I am happy for you and anyone else who have now found that Ulysses 3 suits your needs better than Scrivener does. That I prefer to have my source text and translation open as different panes in the same application interface, rather than two windows opened in the same program — as I used to have with NWP — that is simply a personal preference, and the first feature that wedded me to Scrivener.
The reason I switched from Scrivener to Ulysses is that it has an iOS app that syncs easily and reliably with the Mac app. The sync between Scrivener and various iOS apps never really seemed to work properly. Files were doubled or deleted etc…
I prefer a minimalist UI so Ulysses works well for me in this respect; Scrivener also worked well for me as it is so adaptable. I mainly used the full screen view.
Also: Ulysses is all Markdown which syncs very, very quickly. Another plus for me.
I like Scrivener very much and I really appreciate Keith’s work which I have told him several times. It’s just that I needed good syncing.
I had good experiences with syncing Scrivener with WriteRoom, ByWord or Nebulous Notes via an external folder. Obviously, you have to think plain text/markdown when writing in Scrivener.
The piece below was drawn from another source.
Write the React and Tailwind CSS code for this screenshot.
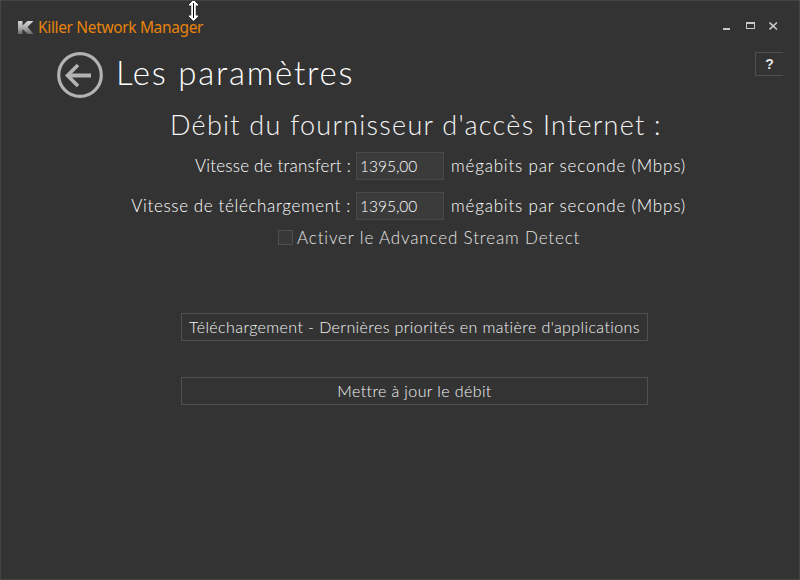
import React from 'react';

const bodyFont = "font-['Lato','Open_Sans',sans-serif]";

const SpeedRow = ({ label, value, labelClass = '', className = '' }) => (
  <div className={`flex h-[28px] items-center ${className}`}>
    <span className={`mb-[2px] w-[350px] text-right text-[17px] leading-none font-light whitespace-nowrap text-white ${labelClass}`}>{label}</span>
    <input
      readOnly
      value={value}
      className="mr-[7px] ml-[5px] h-[28px] w-[88px] border border-[#484848] bg-[#3b3b3b] px-[3px] text-[15.5px] font-light text-white outline-none"
    />
    <span className="mb-[2px] text-[17px] leading-none font-light tracking-[0.8px] whitespace-nowrap text-white">mégabits par seconde (Mbps)</span>
  </div>
);

const ActionButton = ({ label, className = '' }) => (
  <button className={`ml-[180px] flex h-[28px] w-[467px] items-center justify-center border border-[#505050] text-[16px] font-light tracking-[0.4px] whitespace-nowrap text-[#f4f4f4] ${className}`}>
    {label}
  </button>
);

export default function App() {
  return (
    <div className={`relative h-[580px] w-[800px] overflow-hidden border border-[#454545] bg-[#333333] ${bodyFont}`}>
      {/* title bar */}
      <div className="flex h-[50px] items-start justify-between pt-[16px] pr-[21px] pl-[17px]">
        <div className="flex items-center">
          <svg width="16" height="13" viewBox="0 0 16 13" className="mt-[1px]">
            <defs>
              <linearGradient id="k" x1="0" y1="0" x2="0" y2="1">
                <stop offset="0" stopColor="#d8d8d8" />
                <stop offset="0.55" stopColor="#a8a8a8" />
                <stop offset="1" stopColor="#666666" />
              </linearGradient>
            </defs>
            <path d="M0 0H4.5V4.5L9.5 0H15.5L9.5 6L15.5 13H9.5L4.5 8V13H0Z" fill="url(#k)" />
          </svg>
          <span className="ml-[4px] font-['Noto_Sans',sans-serif] text-[15.5px] leading-[20px] tracking-[-0.35px] whitespace-nowrap text-[#e8830c]">
            Killer Network Manager
          </span>
        </div>
        <div className="mt-[5px] flex items-start gap-[14px]">
          <svg width="9" height="9" viewBox="0 0 9 9"><rect x="0" y="6" width="7" height="2" fill="#c8c8c8" /></svg>
          <svg width="9" height="9" viewBox="0 0 9 9"><rect x="0.5" y="0.5" width="8" height="6" fill="none" stroke="#c8c8c8" /><rect x="0" y="0" width="9" height="2" fill="#c8c8c8" /></svg>
          <svg width="9" height="9" viewBox="0 0 9 9"><path d="M0.5 0.5L8 7.5M8 0.5L0.5 7.5" stroke="#c8c8c8" strokeWidth="1.6" /></svg>
        </div>
      </div>

      {/* help */}
      <div className="absolute top-[51px] left-[754px] flex h-[24px] w-[28px] items-center justify-center border-y border-l border-[#4e4e4e] font-['Liberation_Sans',sans-serif] text-[14px] font-bold text-[#e6e6e6]">
        ?
      </div>

      {/* page title */}
      <div className="ml-[56px] flex h-[48px] items-center">
        <svg width="46" height="46" viewBox="0 0 46 46">
          <circle cx="23" cy="23" r="21.3" fill="none" stroke="#b3b3b3" strokeWidth="3.2" />
          <path d="M10.5 23.5H34" stroke="#b3b3b3" strokeWidth="4" />
          <path d="M21 13L10.5 23.5L21 34" fill="none" stroke="#b3b3b3" strokeWidth="3.6" />
        </svg>
        <h1 className="mb-[5px] ml-[13px] text-[33px] leading-none font-light tracking-[1.75px] whitespace-nowrap text-white">Les paramètres</h1>
      </div>

      <h2 className="mt-[9px] ml-[169px] text-[27px] leading-[34px] font-light tracking-[1.25px] whitespace-nowrap text-[#f4f4f4]">
        Débit du fournisseur d'accès Internet :
      </h2>

      <SpeedRow className="mt-[10px]" labelClass="tracking-[0.2px]" label="Vitesse de transfert :" value="1395,00" />
      <SpeedRow className="mt-[12px]" labelClass="tracking-[0.63px]" label="Vitesse de téléchargement :" value="1395,00" />

      <div className="mt-[9px] ml-[277px] flex h-[17px] items-center">
        <span className="h-[15px] w-[15px] border border-[#4e4e4e] bg-[#383838]" />
        <span className="ml-[4px] text-[17px] leading-none font-light tracking-[0.85px] whitespace-nowrap text-[#e4e4e4]">Activer le Advanced Stream Detect</span>
      </div>

      <ActionButton className="mt-[67px]" label="Téléchargement - Dernières priorités en matière d'applications" />
      <ActionButton className="mt-[36px]" label="Mettre à jour le débit" />

      {/* mouse cursor */}
      <svg width="11" height="22" viewBox="0 0 11 22" className="absolute top-[-1px] left-[187px]">
        <path d="M5.5 0.5L10 5H7.2V16H10L5.5 20.5L1 16H3.8V5H1Z" fill="#fff" stroke="#fff" />
        <path d="M5.5 3V18" stroke="#000" strokeWidth="1" />
      </svg>
    </div>
  );
}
The reason why I’m testing Ulysses is that it is gorgeous looking, and Daedalus Touch is an interesting new concept. Plus, it seems integration between Mac and iPad/iPhone was done the right way. And it is the ideal Markdown editor when needed. However, I still feel that Scrivener is a more complete solution (something that might be a minus when you only need a place to write).
If only Scrivener had the Binder selection automatically syncronized with the selected document in the Editor, and used text styles as semantic indicators (rather than just visual embellishments), I doubt I would need anything else. But I would still use Ulysses from time to time for how beautiful it looks.